«A veces la conexión está ahí, a la vista, y sólo hay que hacer el recorrido en sentido inverso, buscando»
Angélica Gorodischer («Las nenas». Emecé, 2016)
Mi casa materna fue un imán. A la tarde, cuando la siesta ya era pasado y al futuro lo imaginábamos cálido y perfumado los amigos caían con los restos de la chocolatada sobre el labio superior anticipando los bigotes juveniles, y la camisa mitad adentro y mitad al viento. Era la época en que nuestras viejas todavía nos vestían con camisa para ir a la escuela.
Las figuritas me apasionaban. Venía el Luis y había que entretenerlo para distraerle la tristeza. Había perdido a su padre y nos abrumaban sus ojos claros, llenos de agua y, a su vez, con sed de cariño. Gabriel y el Lechita (le decíamos así porque era un voraz bebedor de cualquier marca u origen), Mario y Alberto, el vecino vecino, el que vivía dos casas más allá, casi a mitad de cuadra. Las figuritas, entonces. Pura adrenalina, horas de discusiones, que si la mía tapó o no a la del Flaco (apuesto a que hoy, ya casi a los setenta, Gabriel sigue flaco, flaquísimo disimuando asados, cervezas, wiskis y andropausias).

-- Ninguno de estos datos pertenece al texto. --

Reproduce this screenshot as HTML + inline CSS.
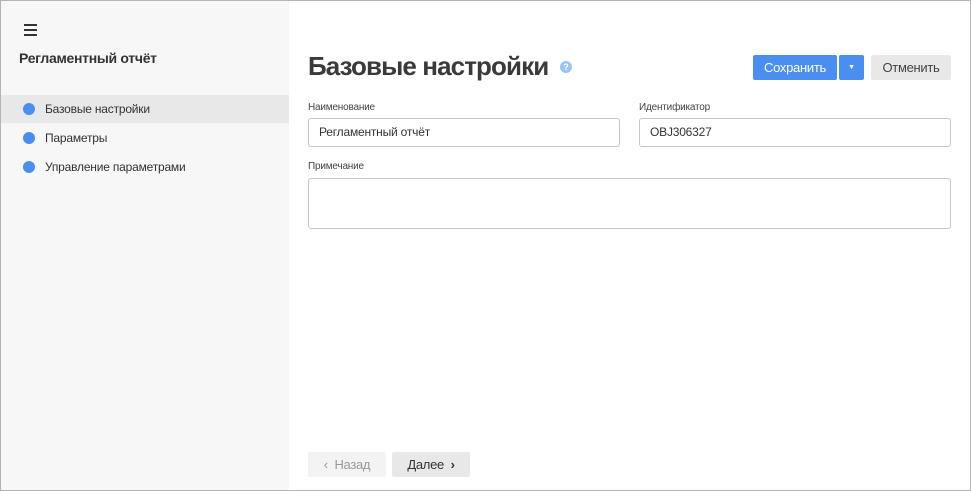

Pero el mayor placer, ese que me inició en la obsesión por el orden en mi biblioteca, por ejemplo, era solitario. Cuando todos se iban y después de la tarea para la escuela me dedicaba al álbum. Siempre incompleto, siempre con la ilusión de que mañana, ese impostergable mañana, mi vieja metiera su mano regordeta y dulce en el bolsillo del delantal de cocina y sacara esos billetes de ya no recuerdo qué moneda de curso legal en esta patria pisoteada desde la economía hasta la dignidad. Era muy chico y el paquete de figuritas escondía la difícil, la imposible, la que me permitiría ir al kiosco a ostentar mi álbum rugoso, pero completo y volver a casa con la pelota de goma a rayas rojas y blancas, finitas y brillantes. Hasta el primer partido en la canchita. O hasta el pinchazo y a bañarse. La utopía redonda de un pibe de clase media que empezaba a escuchar a sus mayores hablar de otras utopías más contundentes, pero tan maravillosas como las que aún hoy me llevan día a día a compartirlas frente a un micrófono de radio, con mis compañeros y los oyentes cómplices.
Nunca completé un álbum, así como nunca alcanzaré las utopías. Para seguir buscando, como nos enseñó Eduardo.
¿Y las cruces?, me dirá usted, ¿qué tienen que ver con las figuritas, el álbum y los amigos de entonces? No, no son las de las grandes catedrales ni las de capillas modestas. Ninguna relación con el Gauchito Gil o la Difunta Correa y sus religiosidades populares en las rutas argentinas.
Cruces es Juan José, un señor que estudió en la Washington University y en Yale University y hoy es catedrático en la Escuela de Negocios en la Universidad Torcuato Di Tella, privada, privadísima. Juan José Cruces debe haber coleccionado figuritas en su infancia, como yo. Por una cuestión gerenacional las mías con la imagen de Amadeo Carrizo, el Beto Márcico y Roberto Perfumo (hoy, justo hoy, conmovido por su adiós). Él, no sé, quizás Fillol o Messi y el gordo Ronaldo.
Digo, porque quiso explicar, ante las cámaras televisivas, la entrega de la soberanía argentina a Paul Singer y sus carroñeros por obra y desgracia de carroña interna. Y el argumento giró alrededor de las figuritas y el álbum. Más o menos así. Según Cruces la Argentina pegó 93 figuritas de un total de 100.
Las que compraría ahora, las 7 que faltarían, son carísimas. Casi tanto como todas las anteriores juntas y todo, por supuesto, por culpa de la Señora que se encaprichó en no acatar la razonable oferta de los pájaros perversos financieros. O sea, si las figuritas son usurarias, si nos muestran los jugadores más perversos y monstruosos del mundo, si no conseguiste ni una pelota como no sea la que nos hizo ídem, si esas 7 se parecen más a un cuento de Lovecraft que a un poema de Prévert, todo eso no le importa a don Cruces.
Para los Cruces la frustración personal de un pibe ante su álbum incompleto es comparable a la entrega del patrimonio de una sociedad. Lo dijo así, sin ponerse colorado y con esa impostura que ostentan los poderosos que se creen sabios.
Me quedé con ese sabor amargo en la boca mientras pienso que el tipo no sólo justifica la hipoteca de la vida presente y futura de mis hijos y mis nietos sino que, de yapa, me jode la infancia.